--- Start of DATASET EXCERPT ---
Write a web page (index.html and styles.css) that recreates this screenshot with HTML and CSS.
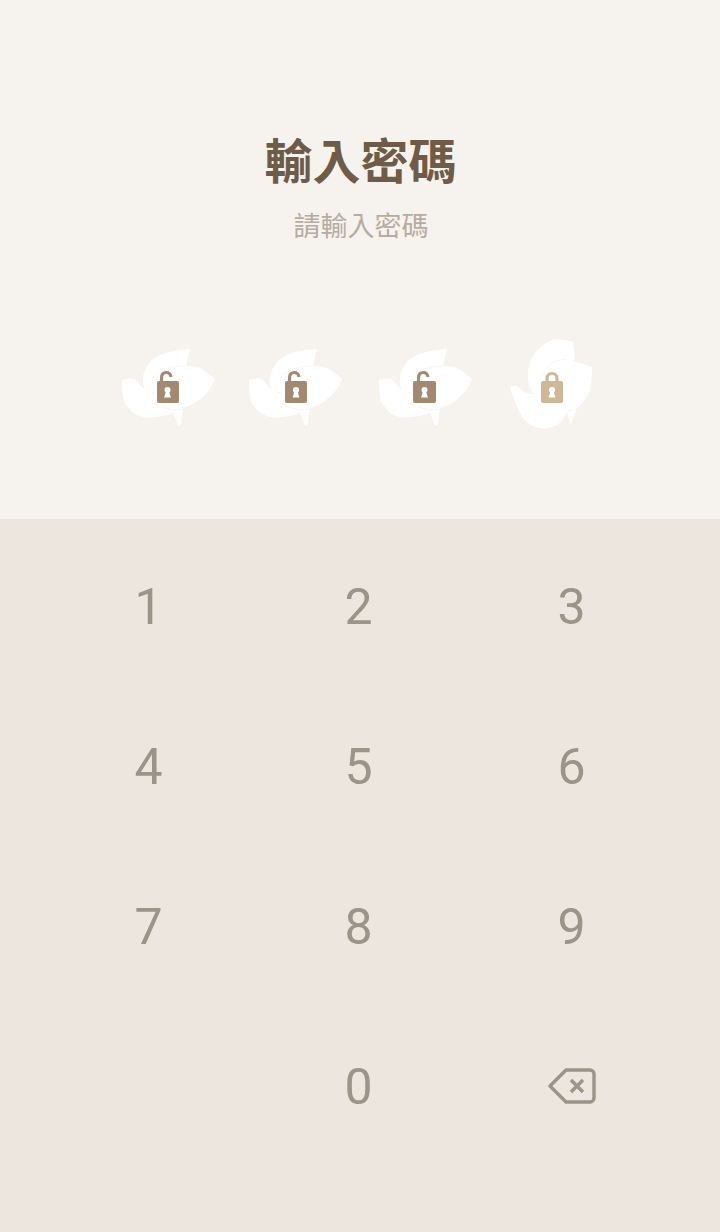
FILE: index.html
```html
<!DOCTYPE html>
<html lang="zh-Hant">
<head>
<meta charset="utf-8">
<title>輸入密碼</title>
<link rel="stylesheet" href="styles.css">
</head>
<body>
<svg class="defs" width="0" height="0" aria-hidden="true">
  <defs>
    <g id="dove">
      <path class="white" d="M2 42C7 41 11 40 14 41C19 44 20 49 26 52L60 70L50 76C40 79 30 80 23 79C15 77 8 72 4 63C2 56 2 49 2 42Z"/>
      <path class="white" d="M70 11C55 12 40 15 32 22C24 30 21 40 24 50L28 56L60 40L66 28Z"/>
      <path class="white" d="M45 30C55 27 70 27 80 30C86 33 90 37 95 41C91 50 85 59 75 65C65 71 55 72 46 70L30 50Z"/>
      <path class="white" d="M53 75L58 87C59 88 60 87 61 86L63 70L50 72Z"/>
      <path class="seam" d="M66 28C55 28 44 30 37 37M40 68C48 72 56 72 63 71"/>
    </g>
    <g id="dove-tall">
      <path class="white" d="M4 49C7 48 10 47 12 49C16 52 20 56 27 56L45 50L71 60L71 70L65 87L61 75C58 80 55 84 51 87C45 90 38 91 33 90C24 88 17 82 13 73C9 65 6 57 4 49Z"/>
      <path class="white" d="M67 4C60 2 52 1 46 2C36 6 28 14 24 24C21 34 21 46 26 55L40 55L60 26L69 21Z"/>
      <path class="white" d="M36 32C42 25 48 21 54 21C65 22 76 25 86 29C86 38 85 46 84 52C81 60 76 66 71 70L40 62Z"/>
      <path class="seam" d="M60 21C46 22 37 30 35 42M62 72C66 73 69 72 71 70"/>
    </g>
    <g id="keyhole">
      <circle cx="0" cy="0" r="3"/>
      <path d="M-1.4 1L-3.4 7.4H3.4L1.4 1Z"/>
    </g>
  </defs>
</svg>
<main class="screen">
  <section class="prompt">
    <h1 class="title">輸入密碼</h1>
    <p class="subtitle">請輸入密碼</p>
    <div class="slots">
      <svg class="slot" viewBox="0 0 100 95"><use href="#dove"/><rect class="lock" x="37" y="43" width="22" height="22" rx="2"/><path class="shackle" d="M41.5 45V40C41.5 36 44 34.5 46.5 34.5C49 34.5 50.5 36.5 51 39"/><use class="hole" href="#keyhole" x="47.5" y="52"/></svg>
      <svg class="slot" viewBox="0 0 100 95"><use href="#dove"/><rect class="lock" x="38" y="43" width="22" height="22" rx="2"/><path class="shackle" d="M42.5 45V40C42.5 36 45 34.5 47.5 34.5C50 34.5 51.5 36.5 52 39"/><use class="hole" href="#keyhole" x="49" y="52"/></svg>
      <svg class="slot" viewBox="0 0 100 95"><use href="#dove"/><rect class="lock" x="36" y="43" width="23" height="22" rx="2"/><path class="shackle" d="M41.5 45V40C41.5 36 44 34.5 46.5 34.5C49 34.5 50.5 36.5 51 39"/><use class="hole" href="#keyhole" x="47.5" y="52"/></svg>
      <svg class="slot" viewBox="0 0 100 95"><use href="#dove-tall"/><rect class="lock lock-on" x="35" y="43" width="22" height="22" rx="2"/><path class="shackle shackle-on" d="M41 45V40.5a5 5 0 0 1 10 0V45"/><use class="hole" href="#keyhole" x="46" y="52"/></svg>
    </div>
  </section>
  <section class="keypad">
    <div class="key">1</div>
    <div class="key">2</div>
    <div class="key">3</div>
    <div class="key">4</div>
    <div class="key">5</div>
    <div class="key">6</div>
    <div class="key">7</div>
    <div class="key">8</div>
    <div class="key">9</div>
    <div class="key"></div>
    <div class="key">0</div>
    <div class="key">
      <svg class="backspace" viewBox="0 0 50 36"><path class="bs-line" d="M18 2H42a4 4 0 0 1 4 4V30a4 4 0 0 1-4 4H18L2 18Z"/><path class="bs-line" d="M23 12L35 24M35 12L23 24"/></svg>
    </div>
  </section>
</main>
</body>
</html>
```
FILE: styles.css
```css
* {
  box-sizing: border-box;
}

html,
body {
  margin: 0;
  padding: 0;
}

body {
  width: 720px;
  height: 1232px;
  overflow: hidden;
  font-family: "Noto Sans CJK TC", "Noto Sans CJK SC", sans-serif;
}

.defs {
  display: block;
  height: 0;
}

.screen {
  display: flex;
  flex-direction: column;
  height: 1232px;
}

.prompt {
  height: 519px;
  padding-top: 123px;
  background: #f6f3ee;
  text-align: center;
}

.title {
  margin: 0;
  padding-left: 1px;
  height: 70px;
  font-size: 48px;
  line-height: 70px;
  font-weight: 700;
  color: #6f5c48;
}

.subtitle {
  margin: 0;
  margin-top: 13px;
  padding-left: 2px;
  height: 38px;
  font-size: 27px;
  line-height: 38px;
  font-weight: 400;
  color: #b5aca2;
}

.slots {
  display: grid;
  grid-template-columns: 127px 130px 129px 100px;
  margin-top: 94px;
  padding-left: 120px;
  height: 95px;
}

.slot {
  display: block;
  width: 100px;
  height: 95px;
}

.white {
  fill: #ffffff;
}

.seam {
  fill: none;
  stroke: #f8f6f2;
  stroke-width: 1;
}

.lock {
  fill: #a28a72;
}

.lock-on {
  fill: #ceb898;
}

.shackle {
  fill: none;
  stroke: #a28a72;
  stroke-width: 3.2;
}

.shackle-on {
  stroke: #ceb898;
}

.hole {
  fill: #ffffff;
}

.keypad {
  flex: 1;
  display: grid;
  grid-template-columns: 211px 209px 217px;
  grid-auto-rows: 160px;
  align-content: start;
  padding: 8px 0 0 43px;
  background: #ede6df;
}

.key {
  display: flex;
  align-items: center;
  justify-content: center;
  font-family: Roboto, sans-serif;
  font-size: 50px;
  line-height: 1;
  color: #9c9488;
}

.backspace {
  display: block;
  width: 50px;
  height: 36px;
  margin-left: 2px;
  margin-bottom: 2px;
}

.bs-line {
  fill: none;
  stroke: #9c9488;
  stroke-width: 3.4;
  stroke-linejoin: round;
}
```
--- End of DATASET EXCERPT ---
WHAT IS EXPECTED: Scan the material for lines with the word "styles", and copy each line you find.

OUTPUT OF THE TASK:
Write a web page (index.html and styles.css) that recreates this screenshot with HTML and CSS.
<link rel="stylesheet" href="styles.css">
FILE: styles.css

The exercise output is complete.